- [WRITTEN PROBLEM] All of the material should be reproduced exactly, with pictures left out.

- [DATASET EXCERPT]
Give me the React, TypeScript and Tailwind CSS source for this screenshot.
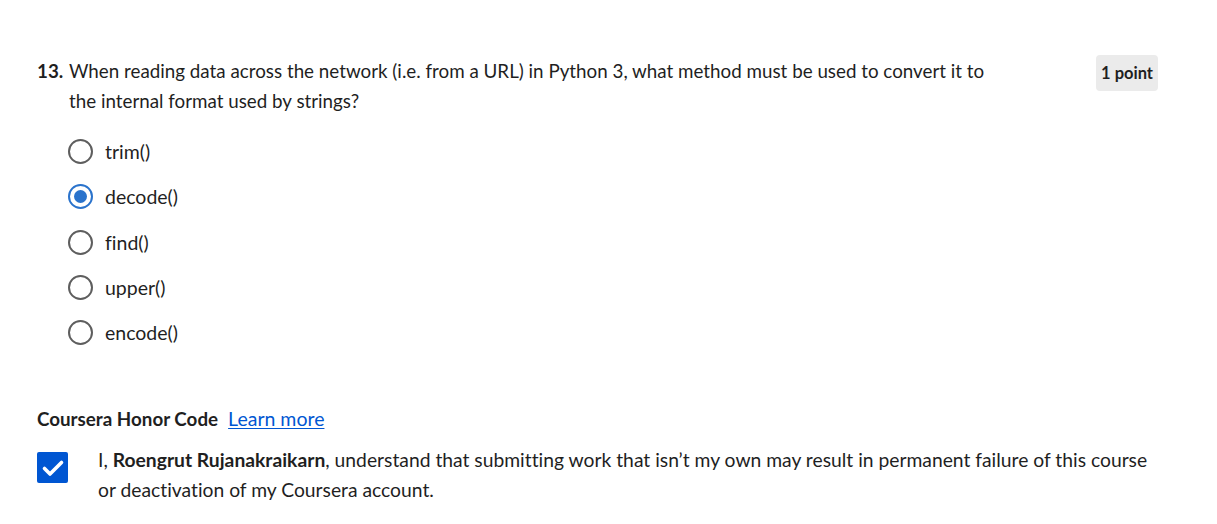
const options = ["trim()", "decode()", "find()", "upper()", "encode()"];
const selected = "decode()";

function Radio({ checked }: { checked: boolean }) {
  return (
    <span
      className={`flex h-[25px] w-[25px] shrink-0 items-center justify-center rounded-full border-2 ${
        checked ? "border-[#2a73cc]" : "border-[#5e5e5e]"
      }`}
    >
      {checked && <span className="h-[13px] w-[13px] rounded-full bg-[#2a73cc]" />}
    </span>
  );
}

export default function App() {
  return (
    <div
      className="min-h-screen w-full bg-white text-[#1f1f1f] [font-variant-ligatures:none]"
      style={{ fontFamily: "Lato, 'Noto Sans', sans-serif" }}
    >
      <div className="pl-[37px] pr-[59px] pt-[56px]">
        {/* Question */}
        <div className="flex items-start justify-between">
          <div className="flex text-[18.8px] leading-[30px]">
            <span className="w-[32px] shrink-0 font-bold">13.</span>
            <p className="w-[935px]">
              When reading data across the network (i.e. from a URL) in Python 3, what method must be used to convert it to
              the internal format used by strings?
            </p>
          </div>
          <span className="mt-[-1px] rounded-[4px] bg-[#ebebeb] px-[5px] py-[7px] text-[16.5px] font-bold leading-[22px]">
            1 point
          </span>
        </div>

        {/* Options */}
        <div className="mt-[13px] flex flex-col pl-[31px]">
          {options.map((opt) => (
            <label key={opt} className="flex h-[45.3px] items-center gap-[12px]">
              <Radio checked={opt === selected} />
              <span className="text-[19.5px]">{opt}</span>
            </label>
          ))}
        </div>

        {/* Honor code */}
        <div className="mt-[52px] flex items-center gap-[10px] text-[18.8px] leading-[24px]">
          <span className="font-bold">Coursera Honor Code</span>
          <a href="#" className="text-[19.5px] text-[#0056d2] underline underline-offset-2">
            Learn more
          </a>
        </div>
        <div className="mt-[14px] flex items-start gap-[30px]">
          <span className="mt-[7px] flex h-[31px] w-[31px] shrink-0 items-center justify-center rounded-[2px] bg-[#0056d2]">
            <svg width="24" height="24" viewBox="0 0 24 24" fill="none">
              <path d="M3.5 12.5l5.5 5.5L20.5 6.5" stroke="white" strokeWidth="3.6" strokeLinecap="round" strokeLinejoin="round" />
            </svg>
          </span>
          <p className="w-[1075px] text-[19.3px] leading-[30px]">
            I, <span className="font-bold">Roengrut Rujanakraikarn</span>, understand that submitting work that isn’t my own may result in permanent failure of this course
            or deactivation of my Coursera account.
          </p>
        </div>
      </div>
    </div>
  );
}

- [THE RESPONSE]
Give me the React, TypeScript and Tailwind CSS source for this screenshot.
const options = ["trim()", "decode()", "find()", "upper()", "encode()"];
const selected = "decode()";

function Radio({ checked }: { checked: boolean }) {
  return (
    <span
      className={`flex h-[25px] w-[25px] shrink-0 items-center justify-center rounded-full border-2 ${
        checked ? "border-[#2a73cc]" : "border-[#5e5e5e]"
      }`}
    >
      {checked && <span className="h-[13px] w-[13px] rounded-full bg-[#2a73cc]" />}
    </span>
  );
}

export default function App() {
  return (
    <div
      className="min-h-screen w-full bg-white text-[#1f1f1f] [font-variant-ligatures:none]"
      style={{ fontFamily: "Lato, 'Noto Sans', sans-serif" }}
    >
      <div className="pl-[37px] pr-[59px] pt-[56px]">
        {/* Question */}
        <div className="flex items-start justify-between">
          <div className="flex text-[18.8px] leading-[30px]">
            <span className="w-[32px] shrink-0 font-bold">13.</span>
            <p className="w-[935px]">
              When reading data across the network (i.e. from a URL) in Python 3, what method must be used to convert it to
              the internal format used by strings?
            </p>
          </div>
          <span className="mt-[-1px] rounded-[4px] bg-[#ebebeb] px-[5px] py-[7px] text-[16.5px] font-bold leading-[22px]">
            1 point
          </span>
        </div>

        {/* Options */}
        <div className="mt-[13px] flex flex-col pl-[31px]">
          {options.map((opt) => (
            <label key={opt} className="flex h-[45.3px] items-center gap-[12px]">
              <Radio checked={opt === selected} />
              <span className="text-[19.5px]">{opt}</span>
            </label>
          ))}
        </div>

        {/* Honor code */}
        <div className="mt-[52px] flex items-center gap-[10px] text-[18.8px] leading-[24px]">
          <span className="font-bold">Coursera Honor Code</span>
          <a href="#" className="text-[19.5px] text-[#0056d2] underline underline-offset-2">
            Learn more
          </a>
        </div>
        <div className="mt-[14px] flex items-start gap-[30px]">
          <span className="mt-[7px] flex h-[31px] w-[31px] shrink-0 items-center justify-center rounded-[2px] bg-[#0056d2]">
            <svg width="24" height="24" viewBox="0 0 24 24" fill="none">
              <path d="M3.5 12.5l5.5 5.5L20.5 6.5" stroke="white" strokeWidth="3.6" strokeLinecap="round" strokeLinejoin="round" />
            </svg>
          </span>
          <p className="w-[1075px] text-[19.3px] leading-[30px]">
            I, <span className="font-bold">Roengrut Rujanakraikarn</span>, understand that submitting work that isn’t my own may result in permanent failure of this course
            or deactivation of my Coursera account.
          </p>
        </div>
      </div>
    </div>
  );
}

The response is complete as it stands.